▼▼▼

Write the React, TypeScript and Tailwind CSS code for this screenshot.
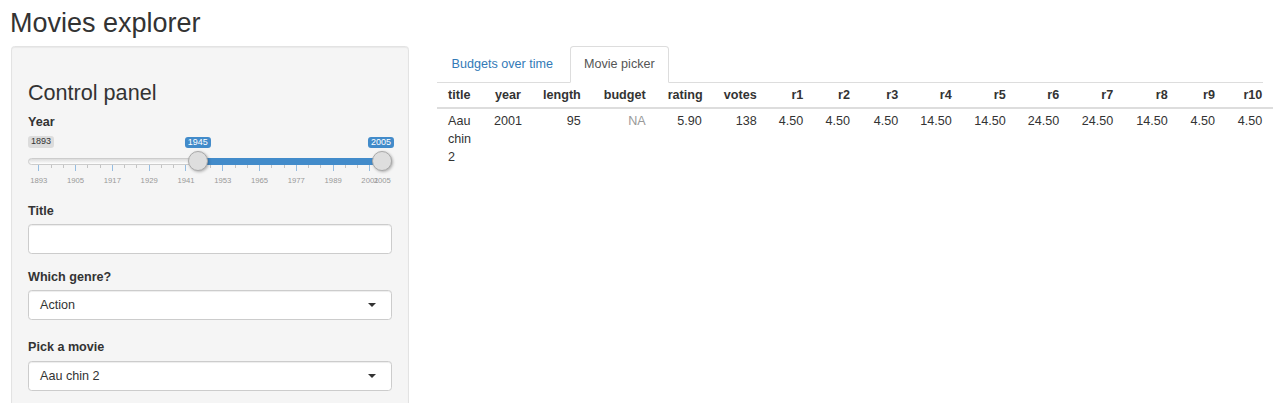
import React from "react";

const YEAR_MIN = 1893;
const STEP = 343.4 / 112;
const majorYears = [1893, 1905, 1917, 1929, 1941, 1953, 1965, 1977, 1989, 2001, 2005];

const columns = [
  { name: "title", width: 46 },
  { name: "year", width: 49 },
  { name: "length", width: 59.7 },
  { name: "budget", width: 65 },
  { name: "rating", width: 56 },
  { name: "votes", width: 55 },
  { name: "r1", width: 46.6 },
  { name: "r2", width: 46.7 },
  { name: "r3", width: 48.3 },
  { name: "r4", width: 53.4 },
  { name: "r5", width: 54 },
  { name: "r6", width: 53.6 },
  { name: "r7", width: 54 },
  { name: "r8", width: 54.4 },
  { name: "r9", width: 47.3 },
  { name: "r10", width: 47.3 },
];

const movieRow = [
  "Aau chin 2",
  "2001",
  "95",
  "NA",
  "5.90",
  "138",
  "4.50",
  "4.50",
  "4.50",
  "14.50",
  "14.50",
  "24.50",
  "24.50",
  "14.50",
  "4.50",
  "4.50",
];

function px(year: number) {
  return 10.3 + (year - YEAR_MIN) * STEP;
}

function YearSlider({ from, to }: { from: number; to: number }) {
  const minorYears: number[] = [];
  for (let y = 1893; y < 2001; y += 12) {
    minorYears.push(y + 4, y + 8);
  }

  return (
    <div className="relative mb-[14px] h-[52px]">
      <span className="absolute left-0 top-0 rounded-[3px] bg-black/10 px-[3px] text-[9px] leading-[11.5px] text-[#333]">
        1893
      </span>
      <span
        className="absolute top-px -translate-x-1/2 rounded-[3px] bg-[#428bca] px-[3px] text-[9px] leading-[11px] text-white"
        style={{ left: px(from) }}
      >
        {from}
      </span>
      <span
        className="absolute top-px -translate-x-1/2 rounded-[3px] bg-[#428bca] px-[3px] text-[9px] leading-[11px] text-white"
        style={{ left: px(to) - 0.7 }}
      >
        {to}
      </span>

      <div className="absolute left-0 right-0 top-[22px] h-[7px] rounded-full border border-[#ccc] bg-linear-to-b from-[#dcdcdc] to-white" />
      <div
        className="absolute top-[22px] h-[7px] bg-[#428bca]"
        style={{ left: px(from), width: px(to) - px(from) }}
      />

      {majorYears.map((y) => (
        <div
          key={`t${y}`}
          className="absolute top-[29px] h-[6px] w-px bg-[#95bde2]"
          style={{ left: px(y) }}
        />
      ))}
      {minorYears.map((y) => (
        <div
          key={`m${y}`}
          className="absolute top-[29px] h-[3px] w-px bg-[#c4c4c4]"
          style={{ left: px(y) }}
        />
      ))}
      {majorYears.map((y) => (
        <span
          key={`l${y}`}
          className="absolute top-[40px] -translate-x-1/2 text-[7.7px] leading-[10px] text-[#999]"
          style={{ left: px(y) + 0.5 }}
        >
          {y}
        </span>
      ))}

      {[from, to].map((y) => (
        <div
          key={`h${y}`}
          className="absolute top-[15px] h-[20px] w-[20px] rounded-full border border-[#aaa] bg-[#dedede] shadow-[1px_1px_3px_rgba(0,0,0,0.3)]"
          style={{ left: px(y) - 10 }}
        />
      ))}
    </div>
  );
}

function SelectBox({ value }: { value: string }) {
  return (
    <div className="flex h-[30px] w-full items-center justify-between rounded-[3.6px] border border-[#ccc] bg-white pl-[11px] pr-[15px] shadow-[inset_0_1px_1px_rgba(0,0,0,0.075)]">
      <span>{value}</span>
      <span className="h-0 w-0 border-x-[4.5px] border-t-[4.5px] border-x-transparent border-t-[#333]" />
    </div>
  );
}

function ControlPanel() {
  const labelStyle = "block font-bold";

  return (
    <div className="w-[398px] shrink-0 self-start rounded-[3.6px] border border-[#e3e3e3] bg-[#f5f5f5] px-[16px] pb-[20px] pt-[16px] shadow-[inset_0_1px_1px_rgba(0,0,0,0.05)]">
      <h3 className="mb-[8px] mt-[18px] text-[21.6px] font-normal leading-[24px]">
        Control panel
      </h3>
      <label className={`${labelStyle} mb-[5px]`}>Year</label>
      <YearSlider from={1945} to={2005} />

      <label className={`${labelStyle} mb-[4px]`}>Title</label>
      <input
        type="text"
        className="mb-[14px] block h-[30px] w-full rounded-[3.6px] border border-[#ccc] bg-white px-[11px] shadow-[inset_0_1px_1px_rgba(0,0,0,0.075)] outline-none"
      />

      <label className={`${labelStyle} mb-[4px]`}>Which genre?</label>
      <div className="mb-[18px]">
        <SelectBox value="Action" />
      </div>

      <label className={`${labelStyle} mb-[5px]`}>Pick a movie</label>
      <div className="mb-[18px]">
        <SelectBox value="Aau chin 2" />
      </div>
    </div>
  );
}

function MoviesTable() {
  return (
    <table
      className="table-fixed border-collapse"
      style={{ width: columns.reduce((sum, c) => sum + c.width, 0) }}
    >
      <colgroup>
        {columns.map((c) => (
          <col key={c.name} style={{ width: c.width }} />
        ))}
      </colgroup>
      <thead>
        <tr>
          {columns.map((c, i) => (
            <th
              key={c.name}
              className={`border-b-2 border-[#ddd] px-[11px] pb-[3px] pt-[3px] align-bottom font-bold ${
                i === 0 ? "text-left" : "text-right"
              }`}
            >
              {c.name}
            </th>
          ))}
        </tr>
      </thead>
      <tbody>
        <tr>
          {movieRow.map((value, i) => (
            <td
              key={columns[i].name}
              className={`px-[11px] pt-[3px] align-top ${i === 0 ? "text-left" : "text-right"} ${
                value === "NA" ? "text-[#999]" : ""
              }`}
            >
              {value}
            </td>
          ))}
        </tr>
      </tbody>
    </table>
  );
}

export default function App() {
  return (
    <div className="h-[403px] overflow-hidden bg-white px-[11px] font-['Liberation_Sans',Arial,sans-serif] text-[12.6px] leading-[18px] text-[#333]">
      <h2 className="-ml-px mb-[8px] pt-[8px] text-[27px] font-normal leading-[30px]">
        Movies explorer
      </h2>
      <div className="flex gap-[28px]">
        <ControlPanel />
        <div className="w-[826px] shrink-0">
          <ul className="flex border-b border-[#ddd]">
            <li className="-mb-px mr-[2px]">
              <a className="block rounded-t-[3.6px] border border-transparent px-[13.5px] pb-[9px] pt-[8px] text-[#337ab7]">
                Budgets over time
              </a>
            </li>
            <li className="-mb-px">
              <a className="block rounded-t-[3.6px] border border-[#ddd] border-b-transparent bg-white px-[13.5px] pb-[9px] pt-[8px] text-[#555]">
                Movie picker
              </a>
            </li>
          </ul>
          <MoviesTable />
        </div>
      </div>
    </div>
  );
}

▲▲▲

Restate the whole listing above exactly, except for its images.

▶ Result for this exercise
Write the React, TypeScript and Tailwind CSS code for this screenshot.
import React from "react";

const YEAR_MIN = 1893;
const STEP = 343.4 / 112;
const majorYears = [1893, 1905, 1917, 1929, 1941, 1953, 1965, 1977, 1989, 2001, 2005];

const columns = [
  { name: "title", width: 46 },
  { name: "year", width: 49 },
  { name: "length", width: 59.7 },
  { name: "budget", width: 65 },
  { name: "rating", width: 56 },
  { name: "votes", width: 55 },
  { name: "r1", width: 46.6 },
  { name: "r2", width: 46.7 },
  { name: "r3", width: 48.3 },
  { name: "r4", width: 53.4 },
  { name: "r5", width: 54 },
  { name: "r6", width: 53.6 },
  { name: "r7", width: 54 },
  { name: "r8", width: 54.4 },
  { name: "r9", width: 47.3 },
  { name: "r10", width: 47.3 },
];

const movieRow = [
  "Aau chin 2",
  "2001",
  "95",
  "NA",
  "5.90",
  "138",
  "4.50",
  "4.50",
  "4.50",
  "14.50",
  "14.50",
  "24.50",
  "24.50",
  "14.50",
  "4.50",
  "4.50",
];

function px(year: number) {
  return 10.3 + (year - YEAR_MIN) * STEP;
}

function YearSlider({ from, to }: { from: number; to: number }) {
  const minorYears: number[] = [];
  for (let y = 1893; y < 2001; y += 12) {
    minorYears.push(y + 4, y + 8);
  }

  return (
    <div className="relative mb-[14px] h-[52px]">
      <span className="absolute left-0 top-0 rounded-[3px] bg-black/10 px-[3px] text-[9px] leading-[11.5px] text-[#333]">
        1893
      </span>
      <span
        className="absolute top-px -translate-x-1/2 rounded-[3px] bg-[#428bca] px-[3px] text-[9px] leading-[11px] text-white"
        style={{ left: px(from) }}
      >
        {from}
      </span>
      <span
        className="absolute top-px -translate-x-1/2 rounded-[3px] bg-[#428bca] px-[3px] text-[9px] leading-[11px] text-white"
        style={{ left: px(to) - 0.7 }}
      >
        {to}
      </span>

      <div className="absolute left-0 right-0 top-[22px] h-[7px] rounded-full border border-[#ccc] bg-linear-to-b from-[#dcdcdc] to-white" />
      <div
        className="absolute top-[22px] h-[7px] bg-[#428bca]"
        style={{ left: px(from), width: px(to) - px(from) }}
      />

      {majorYears.map((y) => (
        <div
          key={`t${y}`}
          className="absolute top-[29px] h-[6px] w-px bg-[#95bde2]"
          style={{ left: px(y) }}
        />
      ))}
      {minorYears.map((y) => (
        <div
          key={`m${y}`}
          className="absolute top-[29px] h-[3px] w-px bg-[#c4c4c4]"
          style={{ left: px(y) }}
        />
      ))}
      {majorYears.map((y) => (
        <span
          key={`l${y}`}
          className="absolute top-[40px] -translate-x-1/2 text-[7.7px] leading-[10px] text-[#999]"
          style={{ left: px(y) + 0.5 }}
        >
          {y}
        </span>
      ))}

      {[from, to].map((y) => (
        <div
          key={`h${y}`}
          className="absolute top-[15px] h-[20px] w-[20px] rounded-full border border-[#aaa] bg-[#dedede] shadow-[1px_1px_3px_rgba(0,0,0,0.3)]"
          style={{ left: px(y) - 10 }}
        />
      ))}
    </div>
  );
}

function SelectBox({ value }: { value: string }) {
  return (
    <div className="flex h-[30px] w-full items-center justify-between rounded-[3.6px] border border-[#ccc] bg-white pl-[11px] pr-[15px] shadow-[inset_0_1px_1px_rgba(0,0,0,0.075)]">
      <span>{value}</span>
      <span className="h-0 w-0 border-x-[4.5px] border-t-[4.5px] border-x-transparent border-t-[#333]" />
    </div>
  );
}

function ControlPanel() {
  const labelStyle = "block font-bold";

  return (
    <div className="w-[398px] shrink-0 self-start rounded-[3.6px] border border-[#e3e3e3] bg-[#f5f5f5] px-[16px] pb-[20px] pt-[16px] shadow-[inset_0_1px_1px_rgba(0,0,0,0.05)]">
      <h3 className="mb-[8px] mt-[18px] text-[21.6px] font-normal leading-[24px]">
        Control panel
      </h3>
      <label className={`${labelStyle} mb-[5px]`}>Year</label>
      <YearSlider from={1945} to={2005} />

      <label className={`${labelStyle} mb-[4px]`}>Title</label>
      <input
        type="text"
        className="mb-[14px] block h-[30px] w-full rounded-[3.6px] border border-[#ccc] bg-white px-[11px] shadow-[inset_0_1px_1px_rgba(0,0,0,0.075)] outline-none"
      />

      <label className={`${labelStyle} mb-[4px]`}>Which genre?</label>
      <div className="mb-[18px]">
        <SelectBox value="Action" />
      </div>

      <label className={`${labelStyle} mb-[5px]`}>Pick a movie</label>
      <div className="mb-[18px]">
        <SelectBox value="Aau chin 2" />
      </div>
    </div>
  );
}

function MoviesTable() {
  return (
    <table
      className="table-fixed border-collapse"
      style={{ width: columns.reduce((sum, c) => sum + c.width, 0) }}
    >
      <colgroup>
        {columns.map((c) => (
          <col key={c.name} style={{ width: c.width }} />
        ))}
      </colgroup>
      <thead>
        <tr>
          {columns.map((c, i) => (
            <th
              key={c.name}
              className={`border-b-2 border-[#ddd] px-[11px] pb-[3px] pt-[3px] align-bottom font-bold ${
                i === 0 ? "text-left" : "text-right"
              }`}
            >
              {c.name}
            </th>
          ))}
        </tr>
      </thead>
      <tbody>
        <tr>
          {movieRow.map((value, i) => (
            <td
              key={columns[i].name}
              className={`px-[11px] pt-[3px] align-top ${i === 0 ? "text-left" : "text-right"} ${
                value === "NA" ? "text-[#999]" : ""
              }`}
            >
              {value}
            </td>
          ))}
        </tr>
      </tbody>
    </table>
  );
}

export default function App() {
  return (
    <div className="h-[403px] overflow-hidden bg-white px-[11px] font-['Liberation_Sans',Arial,sans-serif] text-[12.6px] leading-[18px] text-[#333]">
      <h2 className="-ml-px mb-[8px] pt-[8px] text-[27px] font-normal leading-[30px]">
        Movies explorer
      </h2>
      <div className="flex gap-[28px]">
        <ControlPanel />
        <div className="w-[826px] shrink-0">
          <ul className="flex border-b border-[#ddd]">
            <li className="-mb-px mr-[2px]">
              <a className="block rounded-t-[3.6px] border border-transparent px-[13.5px] pb-[9px] pt-[8px] text-[#337ab7]">
                Budgets over time
              </a>
            </li>
            <li className="-mb-px">
              <a className="block rounded-t-[3.6px] border border-[#ddd] border-b-transparent bg-white px-[13.5px] pb-[9px] pt-[8px] text-[#555]">
                Movie picker
              </a>
            </li>
          </ul>
          <MoviesTable />
        </div>
      </div>
    </div>
  );
}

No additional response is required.